**GIVEN EXERCISE:** Copy the data exactly; pictures stay out of the copy.

## start STORED DATA

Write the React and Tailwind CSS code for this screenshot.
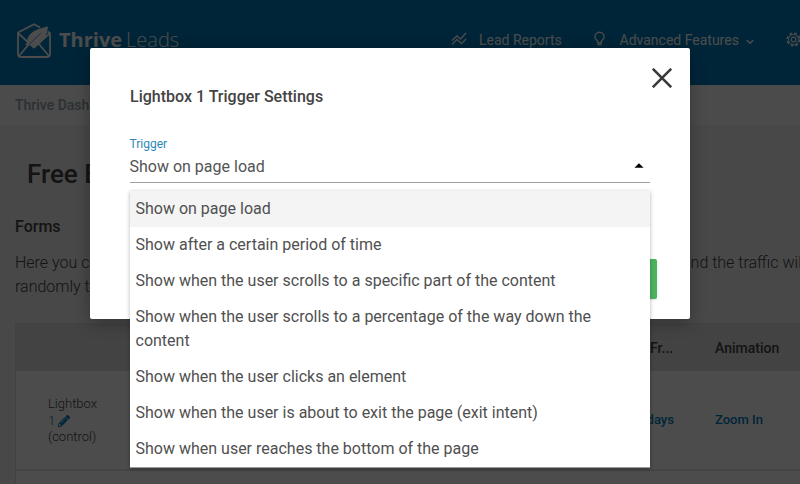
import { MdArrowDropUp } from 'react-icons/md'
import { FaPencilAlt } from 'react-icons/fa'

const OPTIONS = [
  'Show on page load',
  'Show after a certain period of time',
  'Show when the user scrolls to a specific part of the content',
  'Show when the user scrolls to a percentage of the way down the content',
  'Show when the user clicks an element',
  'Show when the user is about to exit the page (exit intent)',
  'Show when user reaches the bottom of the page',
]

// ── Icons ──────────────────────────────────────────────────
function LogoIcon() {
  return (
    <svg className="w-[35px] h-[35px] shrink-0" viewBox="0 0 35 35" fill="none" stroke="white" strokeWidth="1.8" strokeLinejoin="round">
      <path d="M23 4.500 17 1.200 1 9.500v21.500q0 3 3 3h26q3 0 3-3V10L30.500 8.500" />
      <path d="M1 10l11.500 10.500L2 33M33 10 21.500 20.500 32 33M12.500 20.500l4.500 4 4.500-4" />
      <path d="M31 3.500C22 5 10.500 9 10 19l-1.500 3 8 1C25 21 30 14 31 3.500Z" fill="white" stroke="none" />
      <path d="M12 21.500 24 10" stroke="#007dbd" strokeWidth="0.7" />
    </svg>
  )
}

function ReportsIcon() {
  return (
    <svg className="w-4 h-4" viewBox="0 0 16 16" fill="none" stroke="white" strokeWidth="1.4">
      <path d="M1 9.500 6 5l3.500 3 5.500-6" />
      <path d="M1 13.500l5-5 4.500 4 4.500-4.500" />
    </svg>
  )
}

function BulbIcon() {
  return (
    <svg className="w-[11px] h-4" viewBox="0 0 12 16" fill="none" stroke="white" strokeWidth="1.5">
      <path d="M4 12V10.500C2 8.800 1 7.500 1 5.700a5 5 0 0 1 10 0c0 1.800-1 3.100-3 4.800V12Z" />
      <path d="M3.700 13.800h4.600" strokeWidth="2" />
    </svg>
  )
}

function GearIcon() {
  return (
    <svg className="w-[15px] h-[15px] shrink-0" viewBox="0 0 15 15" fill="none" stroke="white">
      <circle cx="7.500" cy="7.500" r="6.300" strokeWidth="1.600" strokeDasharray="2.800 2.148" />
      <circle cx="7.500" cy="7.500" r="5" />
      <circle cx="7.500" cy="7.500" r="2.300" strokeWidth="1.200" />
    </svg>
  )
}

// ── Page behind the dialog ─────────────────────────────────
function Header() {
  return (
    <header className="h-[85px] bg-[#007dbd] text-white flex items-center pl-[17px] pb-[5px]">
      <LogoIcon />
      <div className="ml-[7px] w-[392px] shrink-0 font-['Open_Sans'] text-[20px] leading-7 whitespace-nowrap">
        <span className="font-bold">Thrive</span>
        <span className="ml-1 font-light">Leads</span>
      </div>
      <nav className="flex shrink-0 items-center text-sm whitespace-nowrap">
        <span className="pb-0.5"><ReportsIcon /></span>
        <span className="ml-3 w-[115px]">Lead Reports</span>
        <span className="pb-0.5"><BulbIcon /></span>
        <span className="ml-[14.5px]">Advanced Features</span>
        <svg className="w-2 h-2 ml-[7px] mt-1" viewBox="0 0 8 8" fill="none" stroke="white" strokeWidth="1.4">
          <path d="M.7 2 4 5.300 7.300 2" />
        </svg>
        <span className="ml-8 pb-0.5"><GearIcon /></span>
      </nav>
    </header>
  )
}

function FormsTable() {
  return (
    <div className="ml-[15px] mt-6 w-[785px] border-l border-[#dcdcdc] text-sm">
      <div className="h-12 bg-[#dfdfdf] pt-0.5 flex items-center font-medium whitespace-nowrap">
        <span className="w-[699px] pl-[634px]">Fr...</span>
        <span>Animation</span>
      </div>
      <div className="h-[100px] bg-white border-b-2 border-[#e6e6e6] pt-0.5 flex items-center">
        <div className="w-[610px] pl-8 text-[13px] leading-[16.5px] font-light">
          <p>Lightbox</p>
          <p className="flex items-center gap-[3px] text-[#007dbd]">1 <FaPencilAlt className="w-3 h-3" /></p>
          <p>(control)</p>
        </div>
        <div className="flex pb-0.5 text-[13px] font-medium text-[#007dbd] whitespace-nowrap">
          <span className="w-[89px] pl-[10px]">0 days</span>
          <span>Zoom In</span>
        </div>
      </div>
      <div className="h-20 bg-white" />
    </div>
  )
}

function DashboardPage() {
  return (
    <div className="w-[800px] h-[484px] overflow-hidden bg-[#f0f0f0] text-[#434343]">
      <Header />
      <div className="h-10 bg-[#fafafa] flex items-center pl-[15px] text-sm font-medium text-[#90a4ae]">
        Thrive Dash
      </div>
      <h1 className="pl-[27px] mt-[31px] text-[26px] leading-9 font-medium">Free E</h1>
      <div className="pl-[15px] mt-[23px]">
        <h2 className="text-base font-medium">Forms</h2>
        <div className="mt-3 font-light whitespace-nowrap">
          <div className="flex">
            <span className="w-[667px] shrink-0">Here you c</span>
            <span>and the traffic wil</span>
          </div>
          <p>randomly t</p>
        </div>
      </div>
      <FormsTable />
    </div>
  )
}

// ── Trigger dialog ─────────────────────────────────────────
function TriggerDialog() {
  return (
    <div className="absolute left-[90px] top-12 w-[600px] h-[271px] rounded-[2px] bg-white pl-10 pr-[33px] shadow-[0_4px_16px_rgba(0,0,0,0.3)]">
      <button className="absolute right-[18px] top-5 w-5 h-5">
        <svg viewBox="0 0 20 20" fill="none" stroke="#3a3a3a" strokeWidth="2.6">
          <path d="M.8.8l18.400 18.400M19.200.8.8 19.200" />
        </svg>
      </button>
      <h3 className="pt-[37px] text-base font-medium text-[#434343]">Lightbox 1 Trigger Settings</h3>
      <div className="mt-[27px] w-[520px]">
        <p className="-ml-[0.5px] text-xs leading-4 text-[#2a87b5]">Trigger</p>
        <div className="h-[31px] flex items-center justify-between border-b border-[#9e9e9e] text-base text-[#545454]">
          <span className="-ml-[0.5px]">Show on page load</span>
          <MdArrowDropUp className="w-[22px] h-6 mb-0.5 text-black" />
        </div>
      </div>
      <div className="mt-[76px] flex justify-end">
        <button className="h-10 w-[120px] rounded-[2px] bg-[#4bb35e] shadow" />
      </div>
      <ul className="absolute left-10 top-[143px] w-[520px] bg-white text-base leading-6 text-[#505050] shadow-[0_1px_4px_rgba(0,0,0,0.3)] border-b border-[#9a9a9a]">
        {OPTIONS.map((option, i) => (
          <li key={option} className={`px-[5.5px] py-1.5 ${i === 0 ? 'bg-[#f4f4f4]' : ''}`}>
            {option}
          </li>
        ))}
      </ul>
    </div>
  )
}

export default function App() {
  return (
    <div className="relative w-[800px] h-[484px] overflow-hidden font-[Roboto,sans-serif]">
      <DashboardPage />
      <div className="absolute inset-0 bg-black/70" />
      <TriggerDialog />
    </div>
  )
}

## end STORED DATA

**EXPECTED OUTPUT:**
Write the React and Tailwind CSS code for this screenshot.
import { MdArrowDropUp } from 'react-icons/md'
import { FaPencilAlt } from 'react-icons/fa'

const OPTIONS = [
  'Show on page load',
  'Show after a certain period of time',
  'Show when the user scrolls to a specific part of the content',
  'Show when the user scrolls to a percentage of the way down the content',
  'Show when the user clicks an element',
  'Show when the user is about to exit the page (exit intent)',
  'Show when user reaches the bottom of the page',
]

// ── Icons ──────────────────────────────────────────────────
function LogoIcon() {
  return (
    <svg className="w-[35px] h-[35px] shrink-0" viewBox="0 0 35 35" fill="none" stroke="white" strokeWidth="1.8" strokeLinejoin="round">
      <path d="M23 4.500 17 1.200 1 9.500v21.500q0 3 3 3h26q3 0 3-3V10L30.500 8.500" />
      <path d="M1 10l11.500 10.500L2 33M33 10 21.500 20.500 32 33M12.500 20.500l4.500 4 4.500-4" />
      <path d="M31 3.500C22 5 10.500 9 10 19l-1.500 3 8 1C25 21 30 14 31 3.500Z" fill="white" stroke="none" />
      <path d="M12 21.500 24 10" stroke="#007dbd" strokeWidth="0.7" />
    </svg>
  )
}

function ReportsIcon() {
  return (
    <svg className="w-4 h-4" viewBox="0 0 16 16" fill="none" stroke="white" strokeWidth="1.4">
      <path d="M1 9.500 6 5l3.500 3 5.500-6" />
      <path d="M1 13.500l5-5 4.500 4 4.500-4.500" />
    </svg>
  )
}

function BulbIcon() {
  return (
    <svg className="w-[11px] h-4" viewBox="0 0 12 16" fill="none" stroke="white" strokeWidth="1.5">
      <path d="M4 12V10.500C2 8.800 1 7.500 1 5.700a5 5 0 0 1 10 0c0 1.800-1 3.100-3 4.800V12Z" />
      <path d="M3.700 13.800h4.600" strokeWidth="2" />
    </svg>
  )
}

function GearIcon() {
  return (
    <svg className="w-[15px] h-[15px] shrink-0" viewBox="0 0 15 15" fill="none" stroke="white">
      <circle cx="7.500" cy="7.500" r="6.300" strokeWidth="1.600" strokeDasharray="2.800 2.148" />
      <circle cx="7.500" cy="7.500" r="5" />
      <circle cx="7.500" cy="7.500" r="2.300" strokeWidth="1.200" />
    </svg>
  )
}

// ── Page behind the dialog ─────────────────────────────────
function Header() {
  return (
    <header className="h-[85px] bg-[#007dbd] text-white flex items-center pl-[17px] pb-[5px]">
      <LogoIcon />
      <div className="ml-[7px] w-[392px] shrink-0 font-['Open_Sans'] text-[20px] leading-7 whitespace-nowrap">
        <span className="font-bold">Thrive</span>
        <span className="ml-1 font-light">Leads</span>
      </div>
      <nav className="flex shrink-0 items-center text-sm whitespace-nowrap">
        <span className="pb-0.5"><ReportsIcon /></span>
        <span className="ml-3 w-[115px]">Lead Reports</span>
        <span className="pb-0.5"><BulbIcon /></span>
        <span className="ml-[14.5px]">Advanced Features</span>
        <svg className="w-2 h-2 ml-[7px] mt-1" viewBox="0 0 8 8" fill="none" stroke="white" strokeWidth="1.4">
          <path d="M.7 2 4 5.300 7.300 2" />
        </svg>
        <span className="ml-8 pb-0.5"><GearIcon /></span>
      </nav>
    </header>
  )
}

function FormsTable() {
  return (
    <div className="ml-[15px] mt-6 w-[785px] border-l border-[#dcdcdc] text-sm">
      <div className="h-12 bg-[#dfdfdf] pt-0.5 flex items-center font-medium whitespace-nowrap">
        <span className="w-[699px] pl-[634px]">Fr...</span>
        <span>Animation</span>
      </div>
      <div className="h-[100px] bg-white border-b-2 border-[#e6e6e6] pt-0.5 flex items-center">
        <div className="w-[610px] pl-8 text-[13px] leading-[16.5px] font-light">
          <p>Lightbox</p>
          <p className="flex items-center gap-[3px] text-[#007dbd]">1 <FaPencilAlt className="w-3 h-3" /></p>
          <p>(control)</p>
        </div>
        <div className="flex pb-0.5 text-[13px] font-medium text-[#007dbd] whitespace-nowrap">
          <span className="w-[89px] pl-[10px]">0 days</span>
          <span>Zoom In</span>
        </div>
      </div>
      <div className="h-20 bg-white" />
    </div>
  )
}

function DashboardPage() {
  return (
    <div className="w-[800px] h-[484px] overflow-hidden bg-[#f0f0f0] text-[#434343]">
      <Header />
      <div className="h-10 bg-[#fafafa] flex items-center pl-[15px] text-sm font-medium text-[#90a4ae]">
        Thrive Dash
      </div>
      <h1 className="pl-[27px] mt-[31px] text-[26px] leading-9 font-medium">Free E</h1>
      <div className="pl-[15px] mt-[23px]">
        <h2 className="text-base font-medium">Forms</h2>
        <div className="mt-3 font-light whitespace-nowrap">
          <div className="flex">
            <span className="w-[667px] shrink-0">Here you c</span>
            <span>and the traffic wil</span>
          </div>
          <p>randomly t</p>
        </div>
      </div>
      <FormsTable />
    </div>
  )
}

// ── Trigger dialog ─────────────────────────────────────────
function TriggerDialog() {
  return (
    <div className="absolute left-[90px] top-12 w-[600px] h-[271px] rounded-[2px] bg-white pl-10 pr-[33px] shadow-[0_4px_16px_rgba(0,0,0,0.3)]">
      <button className="absolute right-[18px] top-5 w-5 h-5">
        <svg viewBox="0 0 20 20" fill="none" stroke="#3a3a3a" strokeWidth="2.6">
          <path d="M.8.8l18.400 18.400M19.200.8.8 19.200" />
        </svg>
      </button>
      <h3 className="pt-[37px] text-base font-medium text-[#434343]">Lightbox 1 Trigger Settings</h3>
      <div className="mt-[27px] w-[520px]">
        <p className="-ml-[0.5px] text-xs leading-4 text-[#2a87b5]">Trigger</p>
        <div className="h-[31px] flex items-center justify-between border-b border-[#9e9e9e] text-base text-[#545454]">
          <span className="-ml-[0.5px]">Show on page load</span>
          <MdArrowDropUp className="w-[22px] h-6 mb-0.5 text-black" />
        </div>
      </div>
      <div className="mt-[76px] flex justify-end">
        <button className="h-10 w-[120px] rounded-[2px] bg-[#4bb35e] shadow" />
      </div>
      <ul className="absolute left-10 top-[143px] w-[520px] bg-white text-base leading-6 text-[#505050] shadow-[0_1px_4px_rgba(0,0,0,0.3)] border-b border-[#9a9a9a]">
        {OPTIONS.map((option, i) => (
          <li key={option} className={`px-[5.5px] py-1.5 ${i === 0 ? 'bg-[#f4f4f4]' : ''}`}>
            {option}
          </li>
        ))}
      </ul>
    </div>
  )
}

export default function App() {
  return (
    <div className="relative w-[800px] h-[484px] overflow-hidden font-[Roboto,sans-serif]">
      <DashboardPage />
      <div className="absolute inset-0 bg-black/70" />
      <TriggerDialog />
    </div>
  )
}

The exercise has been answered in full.